Understanding a plant genome in all it’s totality, the composition, structure and evolution is fundamental to the development of any crop. We dive into the complex genetic structure of both medicinal cannabis and industrial hemp, whilst understanding the evolutionary and domestication history of Cannabis as this remains poorly understood.
Simply put, Genomics is the study of an organism’s entire genome. In recent years, a genome has taken on a more complicated definition but most can agree that there are two major components. The first is the complete set of genes that guide an organism through its life and the second is the associated mechanisms to help regulate the genes (S.R.Zwenger 2014).
We recognise that Cannabis can be recognised in two sub-categories which are widely used to acknowledge it’s inherit abilities/uses. Drug types of Cannabis (medicinal cannabis), which contain medium to high levels of Δ9-tetrahydrocannabinol (THC) are used for medical, therapeutic and recreational uses whereas Hemp types are grown for the production of seed and fibre containing low amounts of THC. Two species or gene pools (Cannabis sativa and Cannabis Indica) are used to describe the pedigree or appearance of cultivated cannabis plants, it is important to take into consideration that medicinal cannabis and hemp are significantly differentiated at a genome level and this distinction between the two is not limited to genes underlying THC production (Jonathon E. Page 2015).

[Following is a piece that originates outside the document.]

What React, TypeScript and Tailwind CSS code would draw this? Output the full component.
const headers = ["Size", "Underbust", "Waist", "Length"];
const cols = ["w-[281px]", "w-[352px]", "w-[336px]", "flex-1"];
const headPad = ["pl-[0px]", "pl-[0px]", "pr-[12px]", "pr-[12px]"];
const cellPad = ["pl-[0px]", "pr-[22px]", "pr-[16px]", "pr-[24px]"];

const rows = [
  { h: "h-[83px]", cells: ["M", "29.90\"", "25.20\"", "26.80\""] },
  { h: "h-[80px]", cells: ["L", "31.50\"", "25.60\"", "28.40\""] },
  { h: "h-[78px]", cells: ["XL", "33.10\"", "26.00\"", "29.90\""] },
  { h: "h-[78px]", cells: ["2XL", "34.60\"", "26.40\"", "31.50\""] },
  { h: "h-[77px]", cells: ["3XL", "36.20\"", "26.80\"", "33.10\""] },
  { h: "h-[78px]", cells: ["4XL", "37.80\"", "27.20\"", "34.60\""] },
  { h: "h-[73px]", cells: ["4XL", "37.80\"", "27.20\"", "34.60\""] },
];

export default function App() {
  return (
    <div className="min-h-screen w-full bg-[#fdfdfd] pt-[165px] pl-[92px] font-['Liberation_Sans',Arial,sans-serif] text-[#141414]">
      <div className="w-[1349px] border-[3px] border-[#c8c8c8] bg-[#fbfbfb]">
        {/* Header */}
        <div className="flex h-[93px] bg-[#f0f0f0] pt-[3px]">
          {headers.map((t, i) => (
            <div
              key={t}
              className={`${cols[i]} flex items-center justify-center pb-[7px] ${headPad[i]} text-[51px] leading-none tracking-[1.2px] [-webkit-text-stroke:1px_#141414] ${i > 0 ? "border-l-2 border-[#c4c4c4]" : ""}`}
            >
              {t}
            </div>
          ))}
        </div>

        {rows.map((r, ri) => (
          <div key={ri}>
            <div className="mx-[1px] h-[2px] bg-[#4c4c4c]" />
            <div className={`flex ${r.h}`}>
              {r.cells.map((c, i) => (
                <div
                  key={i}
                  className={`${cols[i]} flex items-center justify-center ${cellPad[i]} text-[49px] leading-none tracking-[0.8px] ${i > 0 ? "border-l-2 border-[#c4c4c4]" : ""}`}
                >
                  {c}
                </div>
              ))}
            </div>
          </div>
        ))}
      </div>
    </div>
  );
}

Image: Hemp phenotypes & chemotype research (MáGenetik – 2020)
A study conducted in 2014 by Oxford University using genotyping-by-sequencing set out to evaluate the genetic structure of commonly cultivated Cannabis, 81 medicinal/recreational and 43 hemp samples were tested. The medicinal/recreational samples represent a broad cross section of modern commercial strains and landraces, whilst the hemp samples included diverse European and Asian ancestral lineages within modern varieties.

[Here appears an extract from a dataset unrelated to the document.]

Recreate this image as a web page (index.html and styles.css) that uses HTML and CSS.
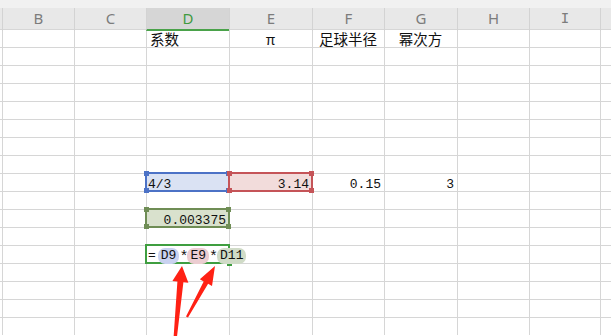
FILE: index.html
```html
<!DOCTYPE html>
<html lang="zh-CN">
<head>
    <meta charset="UTF-8">
    <meta name="viewport" content="width=device-width, initial-scale=1.0">
    <title>足球体积</title>
    <link rel="stylesheet" href="styles.css">
</head>
<body>
    <div class="topbar"></div>
    <div class="colhead">
        <div class="hd"></div>
        <div class="hd">B</div>
        <div class="hd">C</div>
        <div class="hd active">D</div>
        <div class="hd">E</div>
        <div class="hd">F</div>
        <div class="hd">G</div>
        <div class="hd">H</div>
        <div class="hd hd-i">I</div>
        <div class="hd"></div>
    </div>

    <div class="cells">
        <div class="cell r1 cD zh">系数</div>
        <div class="cell r1 cE zh center">π</div>
        <div class="cell r1 cF zh center">足球半径</div>
        <div class="cell r1 cG zh center">幂次方</div>

        <div class="cell r9 cD num ref blue">4/3</div>
        <div class="cell r9 cE num ref red right">3.14</div>
        <div class="cell r9 cF num right">0.15</div>
        <div class="cell r9 cG num right">3</div>

        <div class="cell r11 cD num ref green right">0.003375</div>

        <div class="cell r13 cD num edit">
            <span class="formula">=<span class="tok tok-blue">D9</span><span class="op">*</span><span class="tok tok-red">E9</span><span class="op">*</span><span class="tok tok-green">D11</span></span>
        </div>
    </div>

    <svg class="arrows" width="611" height="336" viewBox="0 0 611 336">
        <polygon points="182,266 188.4,282.7 183.4,282.2 176.6,340 173.4,340 177.4,281.6 172.4,281.1"/>
        <polygon points="215,266 212,286 208.1,283.8 188,317.6 186,316.4 203.7,281.4 199.8,279.2"/>
    </svg>
</body>
</html>
```

FILE: styles.css
```css
:root{
    --cols: 2px 72px 72px 83px 83px 72px 73px 72px 71px 1fr;
    --line: #d6d6d6;
}
body{
    margin: 0;
    position: relative;
    height: 336px;
    overflow: hidden;
    background: #fff;
    color: #111;
}
.topbar{
    height: 8px;
    background: #f1f1f1;
}
.colhead{
    display: grid;
    grid-template-columns: var(--cols);
    height: 21px;
    background: #e8e8e8;
}
.hd{
    border-left: 1px solid #d3d3d3;
    text-align: center;
    line-height: 21px;
    font-family: "Noto Sans", sans-serif;
    font-size: 15px;
    color: #7c7c7c;
}
.hd:first-child{
    border-left: none;
}
.hd-i{
    font-family: "DejaVu Sans Mono", monospace;
    font-size: 14px;
}
.hd.active{
    box-sizing: border-box;
    background: #d6d6d6;
    color: #3f9a3f;
    border-bottom: 2px solid #4aa24a;
}

/* grid lines are painted, cells are placed on the grid */
.cells{
    display: grid;
    grid-template-columns: var(--cols);
    grid-template-rows: repeat(17, 18px);
    background:
        linear-gradient(to right,
            transparent 2px, var(--line) 2px 3px,
            transparent 3px 74px, var(--line) 74px 75px,
            transparent 75px 146px, var(--line) 146px 147px,
            transparent 147px 229px, var(--line) 229px 230px,
            transparent 230px 312px, var(--line) 312px 313px,
            transparent 313px 384px, var(--line) 384px 385px,
            transparent 385px 457px, var(--line) 457px 458px,
            transparent 458px 529px, var(--line) 529px 530px,
            transparent 530px 600px, var(--line) 600px 601px,
            transparent 601px),
        repeating-linear-gradient(to bottom, var(--line) 0 1px, #fff 1px 18px);
}
.r1{ grid-row: 1; }
.r9{ grid-row: 9; }
.r11{ grid-row: 11; }
.r13{ grid-row: 13; }
.cD{ grid-column: 4; }
.cE{ grid-column: 5; }
.cF{ grid-column: 6; }
.cG{ grid-column: 7; }

.cell{
    box-sizing: border-box;
    padding: 1px 3px 0 3px;
    line-height: 18px;
    white-space: nowrap;
}
.zh{
    font-family: "Noto Sans CJK SC", sans-serif;
    font-size: 14.5px;
    padding-left: 4px;
}
.num{
    font-family: "Liberation Mono", monospace;
    font-size: 13px;
    padding-top: 3px;
    padding-left: 2px;
}
.center{
    text-align: center;
    padding-left: 0;
    padding-right: 0;
}
.right{
    text-align: right;
}

/* referenced ranges */
.ref{
    position: relative;
    background: var(--fill);
}
.ref::after{
    content: "";
    position: absolute;
    inset: -1px;
    border: 2px solid var(--c);
}
.ref::before{
    content: "";
    position: absolute;
    inset: -2px;
    z-index: 1;
    background-image:
        linear-gradient(var(--c), var(--c)),
        linear-gradient(var(--c), var(--c)),
        linear-gradient(var(--c), var(--c)),
        linear-gradient(var(--c), var(--c));
    background-size: 5px 5px;
    background-repeat: no-repeat;
    background-position: left top, right top, left bottom, right bottom;
}
.blue{
    --c: #4c72c6;
    --fill: #dae2f3;
}
.red{
    --c: #c55458;
    --fill: #f2dcdb;
}
.green{
    --c: #6f8d55;
    --fill: #d9e1cd;
}

/* cell being edited */
.edit{
    position: relative;
    padding-top: 2px;
}
.edit::after{
    content: "";
    position: absolute;
    inset: -1px;
    border: 2px solid #3f9e40;
}
.edit::before{
    content: "";
    position: absolute;
    right: -3px;
    bottom: -3px;
    width: 5px;
    height: 4px;
    background: #3f9e40;
}
.formula{
    position: relative;
    z-index: 1;
}
.tok{
    display: inline-block;
    padding: 0 3px;
    line-height: 16px;
    border-radius: 7px;
}
.op{
    display: inline-block;
    width: 8px;
    text-align: center;
    font-size: 15px;
    position: relative;
    top: 2px;
}
.tok-blue{
    margin-left: 2px;
    background: #c9d2f0;
}
.tok-red{
    background: #eccdd1;
}
.tok-green{
    background: #d0dbc7;
}

.arrows{
    position: absolute;
    left: 0;
    top: 0;
    pointer-events: none;
}
.arrows polygon{
    fill: #ff2114;
}
```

Th results indicate that the genetic differences between the two are distributed across the genome and are not restricted to loci involved in overall cannabinoid production. In addition, we find that levels of heterozygosity (inherited different forms of a particular gene from each parent) are higher in hemp than in medicinal/recreational cannabis (Mann-Whitney 10-14, 2012), which suggests that hemp cultivars are derived from a broader genetic base than that of medicinal strains or that breeding among close relatives is more common in medicinal cannabis than in hemp.
Image: A close relative to Cannabis indica lineage, hemp varietal Ruby (Hemp Farms Australia – 2018)
We see and experience this throughout every hemp crop cycle, open pollinated dioecious hemp plants are more likely to cross-breed due to wind and surrounding crops of different strain backgrounds. This has attributed to the high levels of heterozygosity, whilst medicinal or recreational strains have been clonally propagated in order to retain their premium genetic identity with no risk of outside cross-contamination. The evolution of cannabis is still being mapped, with roughly 30% of the complete cannabis structure unknown and the evolutionary origins of cannabinoids somewhat a mystery.